I’m doing a project where we would like to monitor IoT devices. We plan to follow the design described here: Each IoT device will report their metrics to PubSub and There will be one PubSub receiver instance listening to all the device and updating the metrics.

The concern is we would like to monitor each individual device, meaning for each device will have a set of metrics(CPU, memory, etc). The number of device will be large in the future(>10k) so the total number of metrics can be quite large (~50K)

I’m wondering if it’s a good practice to let a Prometheus server scrape all these metrics.
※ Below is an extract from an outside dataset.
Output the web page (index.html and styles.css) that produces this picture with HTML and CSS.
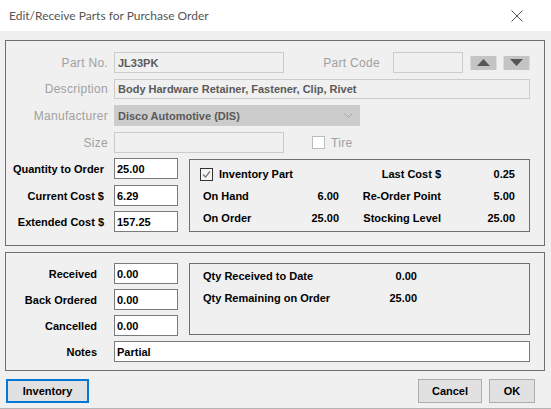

If not, do you have any suggestion on how to monitoring IoT device via Prometheus in our use case?

1 Like

while prometheus can manage many metrics and services, all depends of the hardware, mostly cpu, disk speed and network. With so many metrics, maybe memory is also important.

I would suggest having several prometheus and get each prometheus to scrape different devices groups (with 3 groups and 3 prometheus, you can put each prometheus scrape only different 2 groups and you get redundancy and 1/3 less metrics in each server… scale that for your needs, 5 groups and 5 servers you get 2/5 of metrics in each prometheus). Use prometheus own metrics to see the scrape time is acceptable, response time and cpu and ram usage is good enough. It is probably better to have several smaller prometheus than one huge one (many baskets vs all eggs in one basket)

Then you use thanos sidecar and thanos query to merge all that info, as it will query the 3 prometheus when needed or only 2 if the metrics is just from one group

A typical Prometheus server can handle on the order of 10 million metrics before you start to see limitations. Mostly around how efficiently it can utilize memory and CPU.

Thanks both for the answers and suggestions! Yes, sharding devices into different instances is what we are considering too :slight_smile: